Business affairs had been complicated earlier that year by the fact that Dayton had the worst flood in its history. The Wright factory was not under water but not many of the employees could reach the building. Among the hundreds of houses under water was the Wright home on Hawthorne Street. To Orville a serious part of the loss there was the damage to photographic negatives showing his and Wilbur’s progress toward flight. But the negative of the famous picture of the first power flight was not much harmed.

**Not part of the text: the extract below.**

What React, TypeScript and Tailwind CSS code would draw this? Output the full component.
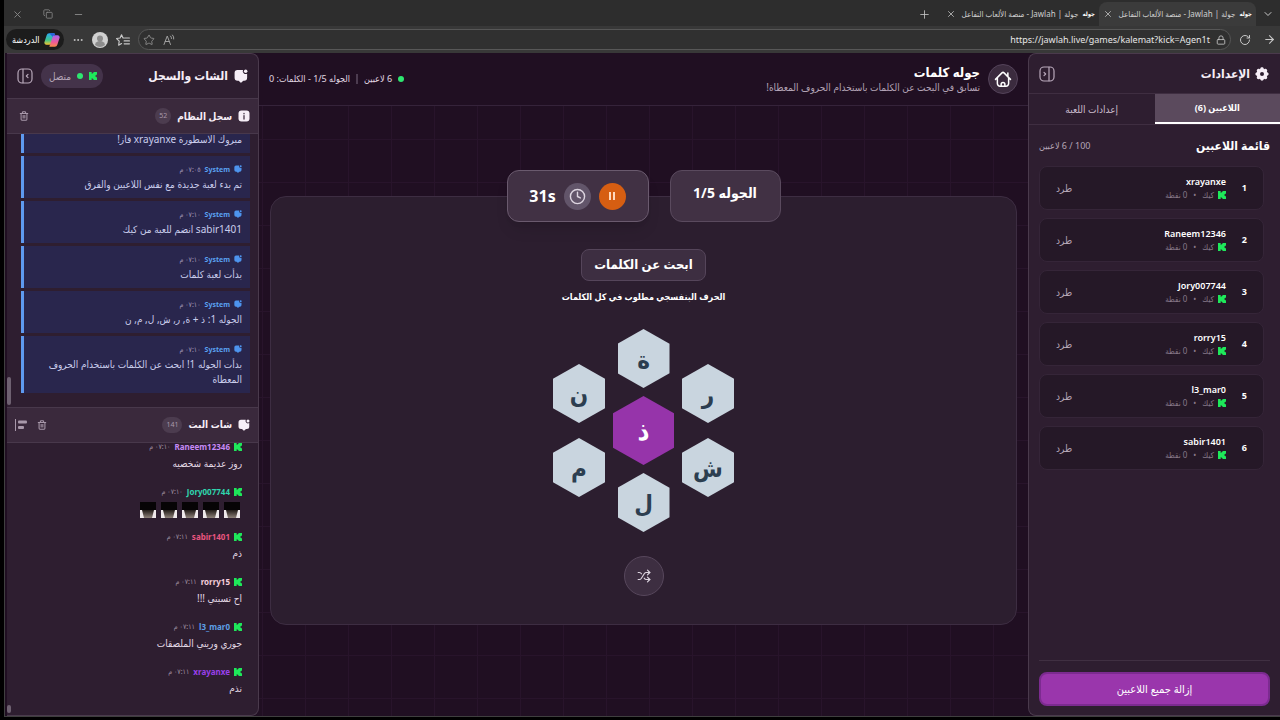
import type { ReactNode } from 'react'
import {
  ArrowRight,
  ChevronDown,
  Clock,
  Copy,
  Ellipsis,
  Lock,
  Minus,
  Plus,
  RotateCw,
  Shuffle,
  Star,
  Trash2,
  X,
} from 'lucide-react'
import { TbSettingsFilled } from 'react-icons/tb'

const players = [
  { name: 'xrayanxe', points: 0 },
  { name: 'Raneem12346', points: 0 },
  { name: 'Jory007744', points: 0 },
  { name: 'rorry15', points: 0 },
  { name: 'l3_mar0', points: 0 },
  { name: 'sabir1401', points: 0 },
]

const logs = [
  { text: 'مبروك الاسطورة xrayanxe فاز!' },
  { time: '٠٧:٠٥ م', text: 'تم بدء لعبة جديدة مع نفس اللاعبين والفرق' },
  { time: '٠٧:١٠ م', text: 'sabir1401 انضم للعبة من كيك' },
  { time: '٠٧:١٠ م', text: 'بدأت لعبة كلمات' },
  { time: '٠٧:١٠ م', text: 'الجوله 1: ذ + ة, ر, ش, ل, م, ن' },
  { time: '٠٧:١٠ م', text: 'بدأت الجوله 1! ابحث عن الكلمات باستخدام الحروف المعطاة' },
]

const chats = [
  { name: 'Raneem12346', color: 'text-[#c58af5]', time: '٠٧:١٠ م', text: 'روز عديمة شخصيه' },
  { name: 'Jory007744', color: 'text-[#2fd6ae]', time: '٠٧:١٠ م', emotes: 5 },
  { name: 'sabir1401', color: 'text-[#e8557f]', time: '٠٧:١١ م', text: 'ذم' },
  { name: 'rorry15', color: 'text-[#f6cfdc]', time: '٠٧:١١ م', text: 'اح تسبني !!!' },
  { name: 'l3_mar0', color: 'text-[#5c9fe6]', time: '٠٧:١١ م', text: 'جوري وريني الملصقات' },
  { name: 'xrayanxe', color: 'text-[#9a40ea]', time: '٠٧:١١ م', text: 'نذم' },
]

function KickIcon({ className }: { className: string }) {
  return (
    <svg viewBox="0 0 9 9" className={className} fill="#1ee85a" aria-hidden="true">
      <path d="M0 0h3v2h1V1h1V0h4v3H8v1H7v1h1v1h1v3H5V8H4V7H3v2H0z" />
    </svg>
  )
}

function ChatIcon({ className }: { className: string }) {
  return (
    <svg viewBox="0 0 24 24" className={className} fill="currentColor" aria-hidden="true">
      <path d="M6 1.5h9.5a5 5 0 0 0 7 6.5V15a5 5 0 0 1-5 5h-1.5l-3.4 3.2a1 1 0 0 1-1.4 0L8 20H6a5 5 0 0 1-5-5V6.5a5 5 0 0 1 5-5z" />
      <circle cx="20" cy="4" r="3" />
    </svg>
  )
}

function InfoIcon() {
  return (
    <svg viewBox="0 0 24 24" className="size-3" aria-hidden="true">
      <rect x="1" y="1" width="22" height="22" rx="6" fill="#f6eef7" />
      <path d="M12 11v7M12 6.5v1" stroke="#3a293c" strokeWidth="2.5" strokeLinecap="round" />
    </svg>
  )
}

function PanelIcon({ side }: { side: 'left' | 'right' }) {
  return (
    <svg viewBox="0 0 24 24" className="size-4" fill="none" stroke="currentColor" strokeWidth="1.8" strokeLinecap="round" strokeLinejoin="round" aria-hidden="true">
      <rect x="1.5" y="1.5" width="21" height="21" rx="6" />
      {side === 'left' ? <path d="M9 2v20M16.5 9.5 14 12l2.5 2.5" /> : <path d="M15 2v20M7.5 9.5 10 12l-2.5 2.5" />}
    </svg>
  )
}

function HomeIcon() {
  return (
    <svg viewBox="0 0 24 24" className="size-[18px]" fill="none" stroke="currentColor" strokeWidth="2" strokeLinecap="round" strokeLinejoin="round" aria-hidden="true">
      <path d="M2 12.5 10.6 3.8a2 2 0 0 1 2.8 0L22 12.5M4.500 10.500v7.500A3.500 3.500 0 0 0 8 21.500h8a3.500 3.500 0 0 0 3.500-3.500v-7.500M18.500 4v4" />
      <path d="M9.500 21.500V19a2.500 2.500 0 0 1 5 0v2.500" />
    </svg>
  )
}

function CopilotIcon() {
  return (
    <svg viewBox="0 0 24 24" className="size-4" aria-hidden="true">
      <defs>
        <linearGradient id="copilot-a" x1="0" y1="0" x2="0" y2="1">
          <stop offset="0" stopColor="#2aa9f2" />
          <stop offset=".6" stopColor="#3fc58a" />
          <stop offset="1" stopColor="#f4c430" />
        </linearGradient>
        <linearGradient id="copilot-b" x1="0" y1="0" x2="0" y2="1">
          <stop offset="0" stopColor="#a864f0" />
          <stop offset=".6" stopColor="#ee5a9b" />
          <stop offset="1" stopColor="#fb8a4a" />
        </linearGradient>
      </defs>
      <path d="M8 2h8l-5 15a3 3 0 0 1-3 2H3.5a3 3 0 0 1-2.8-4L4 5a4 4 0 0 1 4-3z" fill="url(#copilot-a)" />
      <path d="M16 22H8l5-15a3 3 0 0 1 3-2h4.5a3 3 0 0 1 2.8 4L20 19a4 4 0 0 1-4 3z" fill="url(#copilot-b)" />
      <path d="M8 2h6a3 3 0 0 1 3 3h-1a3 3 0 0 0-3 2z" fill="#2b5fd9" />
    </svg>
  )
}

function ReadAloudIcon() {
  return (
    <svg viewBox="0 0 24 24" className="size-3" fill="none" stroke="currentColor" strokeWidth="2" strokeLinecap="round" strokeLinejoin="round" aria-hidden="true">
      <path d="M2 21 8.5 4 15 21M4.5 15h8M15 4a6 6 0 0 1 2 5M19 2a9 9 0 0 1 2.5 8" />
    </svg>
  )
}

function FavoritesIcon() {
  return (
    <svg viewBox="0 0 24 24" className="size-3.5" fill="none" stroke="currentColor" strokeWidth="2" strokeLinecap="round" strokeLinejoin="round" aria-hidden="true">
      <path d="M14 8.5h-2L9.5 3 7 8.5l-6 1L5.5 14l-1 7 5-3M15.5 8.5H23M14 13.5h9M14 18.5h9" />
    </svg>
  )
}

function AlignIcon() {
  return (
    <svg viewBox="0 0 12 12" className="size-3" fill="currentColor" aria-hidden="true">
      <rect x="0" y="0" width="1" height="12" />
      <rect x="3" y="1.500" width="9" height="3" rx="1" />
      <rect x="3" y="7" width="6" height="3" rx="1" />
    </svg>
  )
}

function Emote() {
  return (
    <svg viewBox="0 0 16 16" className="size-4" role="img" aria-label="ملصق">
      <defs>
        <linearGradient id="emote-floor" x1="0" y1="0" x2="0" y2="1">
          <stop offset="0" stopColor="#221b18" />
          <stop offset="1" stopColor="#8d8078" />
        </linearGradient>
      </defs>
      <rect width="16" height="16" fill="#060405" />
      <path d="M2 8h12v8H2z" fill="url(#emote-floor)" />
      <path d="M0 8h2l2 8H0zM16 8h-2l-2 8h4z" fill="#eee8ea" />
    </svg>
  )
}

function BrowserTab({ active }: { active?: boolean }) {
  return (
    <div className={`flex h-6 w-[157px] items-center gap-1 rounded-t-lg px-1 ${active ? 'bg-[#3b3b3b]' : ''}`}>
      <span className="shrink-0 text-[6px] font-bold text-white">جوله</span>
      <span className="flex-1 text-[8px] whitespace-nowrap text-[#d0d0d0]">جولة | Jawlah - منصة الألعاب التفاعل</span>
      <button aria-label="إغلاق علامة التبويب" className="shrink-0 text-[#bdbdbd]"><X size={10} /></button>
    </div>
  )
}

function BrowserBar() {
  return (
    <header className="shrink-0 bg-[#2d2d2d] text-[#c8c8c8]">
      <div className="flex h-[26px] items-end">
        <div className="flex h-6 w-6 items-center justify-center"><ChevronDown size={12} /></div>
        <BrowserTab active />
        <BrowserTab />
        <button aria-label="علامة تبويب جديدة" className="flex h-6 w-9 items-center justify-center"><Plus size={13} strokeWidth={1.5} /></button>
        <div className="mr-auto flex h-6 items-center gap-5 pl-2 text-[#888]">
          <Minus size={11} />
          <Copy size={10} />
          <X size={11} />
        </div>
      </div>
      <div className="flex h-[27px] items-center gap-2 bg-[#383838] pr-1 pl-0.5">
        <ArrowRight size={13} />
        <RotateCw size={12} className="mr-1" />
        <div className="flex h-[21px] flex-1 items-center gap-1.5 rounded-full border border-[#575757] bg-[#303030] px-1">
          <Lock size={10} />
          <span dir="ltr" className="text-[9px] text-[#e6e6e6]">https://jawlah.live/games/kalemat?kick=Agen1t</span>
          <span className="mr-auto flex items-center gap-2 text-[#a0a0a0]">
            <ReadAloudIcon />
            <Star size={12} strokeWidth={1.5} />
          </span>
        </div>
        <FavoritesIcon />
        <svg viewBox="0 0 16 16" className="size-4" aria-hidden="true">
          <circle cx="8" cy="8" r="8" fill="#d0d0d0" />
          <circle cx="8" cy="6.5" r="3" fill="#8c8c8c" />
          <path d="M3 13a5 4 0 0 1 10 0 8 8 0 0 1-10 0z" fill="#8c8c8c" />
        </svg>
        <Ellipsis size={12} />
        <button className="flex h-[21px] items-center gap-1 rounded-full bg-[#1c1c1c] pr-1 pl-1.5 text-[9px] font-medium text-white">
          <CopilotIcon />
          الدردشة
        </button>
      </div>
    </header>
  )
}

function SettingsPanel() {
  return (
    <aside className="flex w-[252px] shrink-0 flex-col rounded-tl-lg rounded-bl-lg border border-r-0 border-[#4a3a4c] bg-[#2e1e30]">
      <div className="flex h-[39px] items-center gap-1 px-2.5 text-[#f6eef7]">
        <TbSettingsFilled size={16} />
        <h2 className="text-xs font-bold">الإعدادات</h2>
        <button aria-label="طي الإعدادات" className="mr-auto text-[#b9a9bb]"><PanelIcon side="right" /></button>
      </div>
      <div className="flex h-8 border-y border-[#3f2e41]">
        <button className="flex-1 border-b-2 border-white bg-[#5b4a5d] text-[9px] font-bold text-white">اللاعبين (6)</button>
        <button className="flex-1 text-[10px] text-[#cbbccd]">إعدادات اللعبة</button>
      </div>
      <div className="flex h-[41px] items-center justify-between px-2.5">
        <h3 className="text-xs font-bold text-white">قائمة اللاعبين</h3>
        <span className="text-[9px] text-[#b5a6b7]">100 / 6 لاعبين</span>
      </div>
      <ol className="flex flex-1 flex-col gap-2 pr-4 pl-2.5">
        {players.map((player, i) => (
          <li key={player.name} className="flex h-11 items-center rounded-lg border border-[#352538] bg-[#251827] px-4">
            <span className="w-[21px] text-[9px] font-bold text-white">{i + 1}</span>
            <div>
              <p className="text-[9px] leading-[14px] font-semibold text-white">{player.name}</p>
              <p className="flex items-center gap-1 text-[8px] leading-3 text-[#88798a]">
                <KickIcon className="size-2" />
                <span>كيك</span>
                <span className="px-0.5">•</span>
                <span>{player.points} نقطة</span>
              </p>
            </div>
            <button className="mr-auto text-[10px] text-[#b5a6b7]">طرد</button>
          </li>
        ))}
      </ol>
      <div className="mx-2.5 border-t border-[#403042] pt-[11px] pb-[9px]">
        <button className="h-[34px] w-full rounded-lg border-2 border-[#7c2b90] bg-[#9a36ac] text-[11px] font-medium text-white">إزالة جميع اللاعبين</button>
      </div>
    </aside>
  )
}

function Hex({ children, center }: { children: ReactNode; center?: boolean }) {
  return (
    <button
      className={`flex items-center justify-center font-bold [clip-path:polygon(50%_0,100%_25%,100%_75%,50%_100%,0_75%,0_25%)] ${
        center ? 'h-[69px] w-[61px] bg-[#9634aa] text-[26px] text-white' : 'h-[59px] w-[52px] bg-[#c9d5df] text-2xl text-[#2c3e50]'
      }`}
    >
      {children}
    </button>
  )
}

function Game() {
  return (
    <main className="flex min-w-0 flex-1 flex-col bg-[#200f22]">
      <div className="flex h-[53px] shrink-0 items-center gap-2 border-b border-[#35233a] px-2.5">
        <a href="#home" aria-label="الرئيسية" className="flex size-[30px] items-center justify-center rounded-full border border-[#54435a] bg-[#3b2b3e] text-white"><HomeIcon /></a>
        <div>
          <h1 className="text-[13px] leading-4 font-bold text-white">جوله كلمات</h1>
          <p className="text-[10px] leading-[15px] text-[#b3a3b5]">تسابق في البحث عن الكلمات باستخدام الحروف المعطاة!</p>
        </div>
        <div className="mr-auto flex items-center text-[9px] text-[#e2d9e4]">
          <span className="ml-1.5 size-1.5 rounded-full bg-[#2ee670]" />
          <span>6 لاعبين</span>
          <span className="mx-1.5 h-2.5 w-0.5 bg-[#4c3c50]" />
          <span>الجوله 1/5 - الكلمات: 0</span>
        </div>
      </div>
      <div className="flex flex-1 flex-col bg-[linear-gradient(to_right,#28142b_1px,transparent_1px),linear-gradient(to_bottom,#28142b_1px,transparent_1px)] bg-[size:43px_43px] bg-[position:3px_33px] px-[11px] pt-[90px]">
        <section className="flex h-[429px] flex-col items-center rounded-2xl border border-[#3d2d42] bg-[#2c1e2f]">
          <div className="-mt-[27px] flex gap-[21px]">
            <div className="flex h-[52px] w-[111px] justify-center rounded-xl border border-[#5a4a5e] bg-[#413144] pt-3 text-sm font-bold text-white">الجوله 1/5</div>
            <div className="flex h-[52px] w-[142px] items-center justify-center gap-2 rounded-xl border border-[#6a5a6e] bg-[#413144] shadow-lg">
              <button aria-label="إيقاف مؤقت" className="flex size-[27px] items-center justify-center rounded-full bg-[#d65e12]">
                <svg viewBox="0 0 8 8" className="size-2" fill="#ffd9bd" aria-hidden="true"><path d="M1 0h2v8H1zM5 0h2v8H5z" /></svg>
              </button>
              <span className="flex size-[27px] items-center justify-center rounded-full bg-[#62556a] text-[#ddd5e0]"><Clock size={17} /></span>
              <span dir="ltr" className="text-base font-bold text-white">31s</span>
            </div>
          </div>
          <h2 className="mt-[27px] flex h-8 items-center rounded-lg border border-[#55455a] bg-[#3d2e41] px-3 text-[13px] font-bold text-white">ابحث عن الكلمات</h2>
          <p className="mt-2 text-[9px] leading-4 font-bold text-white">الحرف البنفسجي مطلوب في كل الكلمات</p>
          <div className="mt-6 flex items-center gap-2">
            <div className="flex flex-col gap-[15px]">
              <Hex>ر</Hex>
              <Hex>ش</Hex>
            </div>
            <div className="flex flex-col items-center gap-2">
              <Hex>ة</Hex>
              <Hex center>ذ</Hex>
              <Hex>ل</Hex>
            </div>
            <div className="flex flex-col gap-[15px]">
              <Hex>ن</Hex>
              <Hex>م</Hex>
            </div>
          </div>
          <button aria-label="خلط الحروف" className="mt-6 flex size-10 items-center justify-center rounded-full border border-[#57475c] bg-[#3d2e41] text-[#ddd5e0]"><Shuffle size={14} /></button>
        </section>
      </div>
    </main>
  )
}

function SectionHeader({ icon, title, count, children }: { icon: ReactNode; title: string; count: number; children: ReactNode }) {
  return (
    <div className="flex h-9 shrink-0 items-center gap-1.5 border-y border-[#48384b] bg-[#3a293c] px-2 text-[#f6eef7]">
      {icon}
      <h3 className="text-[10px] font-bold">{title}</h3>
      <span className="rounded-full bg-[#4c3c4f] px-1 text-[7px] leading-4 text-[#a898aa]">{count}</span>
      <div className="mr-auto flex items-center gap-2.5 text-[#a898aa]">{children}</div>
    </div>
  )
}

function ChatPanel() {
  return (
    <aside className="ml-0.5 flex w-[252px] shrink-0 flex-col overflow-hidden rounded-tr-lg rounded-br-lg border border-l-0 border-[#4a3a4c] bg-[#2e1e30]">
      <div className="flex h-11 shrink-0 items-center gap-1.5 px-2.5 text-[#f6eef7]">
        <ChatIcon className="size-3.5" />
        <h2 className="text-xs font-bold">الشات والسجل</h2>
        <div className="mr-auto flex items-center gap-2">
          <span className="flex h-6 items-center gap-1.5 rounded-full bg-[#44334a] pr-1.5 pl-2 text-[10px] text-[#b5a6b7]">
            <KickIcon className="size-2" />
            <span className="size-1.5 rounded-full bg-[#2ee670]" />
            متصل
          </span>
          <button aria-label="طي الشات" className="text-[#b9a9bb]"><PanelIcon side="left" /></button>
        </div>
      </div>
      <SectionHeader icon={<InfoIcon />} title="سجل النظام" count={52}>
        <button aria-label="مسح السجل" className="ml-1"><Trash2 size={10} strokeWidth={2.5} /></button>
      </SectionHeader>
      <div className="flex min-h-0 flex-1 flex-row-reverse overflow-hidden">
        <span className="mb-0.5 h-7 w-1 shrink-0 self-end rounded-full bg-[#6e6171]" />
        <div className="mr-2 ml-2.5 flex flex-1 flex-col justify-end gap-[3px] pb-3.5">
          {logs.map((log, i) => (
            <div key={i} className="border-l-[3px] border-[#5e9af0] bg-[#29264d] py-1.5 pr-2 pl-1 leading-[15px]">
              {log.time && (
                <p className="flex items-center gap-1">
                  <ChatIcon className="size-2 text-[#4d94ee]" />
                  <b className="text-[7px] text-[#5aa2f2]">System</b>
                  <time className="text-[7px] text-[#a196b8]">{log.time}</time>
                </p>
              )}
              <p className="text-[10px] text-[#c9cdec]">{log.text}</p>
            </div>
          ))}
        </div>
      </div>
      <SectionHeader icon={<ChatIcon className="size-3" />} title="شات البث" count={141}>
        <button aria-label="مسح الشات"><Trash2 size={10} strokeWidth={2.5} /></button>
        <button aria-label="محاذاة"><AlignIcon /></button>
      </SectionHeader>
      <div className="flex min-h-0 flex-1 flex-row-reverse overflow-hidden">
        <span className="mb-0.5 h-2 w-1 shrink-0 self-end rounded-full bg-[#6e6171]" />
        <div className="mr-4 flex flex-1 flex-col justify-end gap-3 pb-[18px]">
          {chats.map((chat) => (
            <div key={chat.name}>
              <p className="flex items-center gap-1 leading-4">
                <KickIcon className="size-2" />
                <b className={`text-[8px] ${chat.color}`}>{chat.name}</b>
                <time className="text-[7px] text-[#a091a2]">{chat.time}</time>
              </p>
              {chat.text && <p className="text-[10px] leading-[17px] text-[#e3d9e5]">{chat.text}</p>}
              {chat.emotes && (
                <p className="flex h-[17px] gap-[5px] pt-0.5 pr-0.5">
                  {Array.from({ length: chat.emotes }, (_, i) => <Emote key={i} />)}
                </p>
              )}
            </div>
          ))}
        </div>
      </div>
    </aside>
  )
}

export default function App() {
  return (
    <div dir="rtl" className="flex h-screen min-w-0 flex-col overflow-hidden bg-black pb-[3px] pl-1 font-['Noto_Sans','DejaVu_Sans_Condensed','DejaVu_Sans',sans-serif]">
      <BrowserBar />
      <div className="flex min-h-0 flex-1 border-b border-l border-[#3f3f3f] bg-[#200f22]">
        <SettingsPanel />
        <Game />
        <ChatPanel />
      </div>
    </div>
  )
}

Accompanied by his sister, Orville made his last trip to Europe in 1913, on business relating to a patent suit in Germany. At about the same time he sanctioned the forming of a Wright company in England. Before Wilbur’s death, there had been opportunities for a company in England, but the brothers had held back because all the offers appeared to be purely stock promotions in which the names of members of the English nobility would appear as sponsors. The British company as finally organized did not make planes itself, but issued licenses for use of the patents. Within a year after it was formed the English company accepted from the British Government a flat payment for all claims against the government, for use of the Wright patents up to that time and during the remainder of the life of the basic patents. Though the amount paid was no trifling sum, the settlement was widely applauded by prominent Englishmen, among them Lord Northcliffe, as showing a generous attitude on the part of the patent owner—about as little as could have been compatible with full recognition of the priority of the Wrights’ invention.

By this time, The Wright Co. had more applications to train student pilots than they could handle. Even a few young women wished to become pilots.

Two capable students, of a somewhat earlier period, destined to go far in aviation, were Thomas D. Milling, later General Milling, of the United States Army Air Corps; and Henry H. Arnold, who during the Second World War was Lieutenant General Arnold, Commanding General of the Army Air Forces and Deputy Chief of Staff for Air.